The campaign against Mother Teresa and her nuns started after police arrested a nun who ran a home for unwed mothers in Ranchi city of Jharkhand state on charges of conducting an illegal adoption on July 5.

The arrest came after a childless couple complained that a staff member at Nirmal Hriday home took money but failed to provide them with a child as promised.

Sister Mary Prema Pierick, superior general of the Missionaries of Charity, said in a July 17 statement that a staff member was entrusted to surrender a child to the government's Child Welfare Center. But she and the child's mother did not surrender the child and hid the fact from nuns, Sister Prema said.

Abraham Mathai, former vice-chairman of the Minorities Commission in Maharashtra state, told ucanews.com that "at the most, the nuns are guilty of naivety and overtrusting people" and media and police are "ridiculously and shamelessly" accusing them of conducting an illegal adoption.

A.C. Michael, a Christian lay leader, said the honors were given to Mother Teresa for her individual merit. "It is unfair to demand to take them away for the alleged wrongdoing of her nuns," he said.

Michael, a former member of the Minorities Commission of Delhi, said the issue is live in the media because accusing Mother Teresa and her nuns is always sensational.

Meanwhile, Bangladeshi religious and lay leaders have condemned an attack on Mother Teresa by a controversial Bangladesh-born India-based writer.

Taslima Nasreen, 55, tweeted on July 13 that selling babies by Missionaries of Charity nuns was nothing new. "Mother Teresa charity home sells babies, it is nothing new. Mother Teresa was involved with many illegal, inhumane, immoral, unethical, unprincipled, wicked, fraudulent, barbaric acts. Please don't try to protect criminals only because they are famous," she tweeted.

Her comments irked many in Bangladesh, with some taking to social media to protest.

"Everyone in the world knows about Mother Teresa and her works. Had she committed any crime, it would have come out in her lifetime. Her [Nasreen's] comment is unwarranted as she is a controversial figure. We would just bypass her statement," Bishop Gervas Rozario of Rajshahi, vice-president of the Catholic Bishops' Conference of Bangladesh, told ucanews.com.

Maolana Fariduddin Masoud, chariman of Bangladesh Jamiatul Ulema (Council of Clerics), said Nasreen's tweet was an awful attempt to put herself in the spotlight.

"I won't say Mother Teresa was completely flawless but she has done wonderful service to humanity. A blanket accusation against her and nuns of her congregation is biased and unacceptable," Masoud told ucanews.com. "There are attempts in India to establish a Hindu theocracy. Taslima is trying to go with the flow by discrediting well-known religious figures for political and vested interests."

Once known as an advocate of free thinking, women's rights and human rights, Nasreen plunged into controversy with her writings against religions, especially Islam.
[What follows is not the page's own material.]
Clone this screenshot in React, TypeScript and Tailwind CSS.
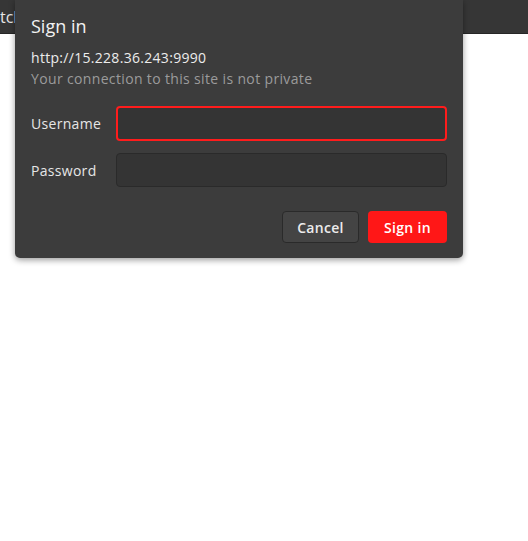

Her 1993 novel Lajja (Shame) about abuse of a Hindu family by Muslims gained popularity but also angered radical Muslims. Islamist threats forced her to migrate and live in Europe and America until 2004 before she settled in India in 2005.    

Mother Teresa died of cardiac arrest at the congregation's mother house in Kolkata on Sept. 5, 1997, aged 87. St. Pope John Paul II beatified her in 2003 and Pope Francis canonized her in 2016 in the Vatican.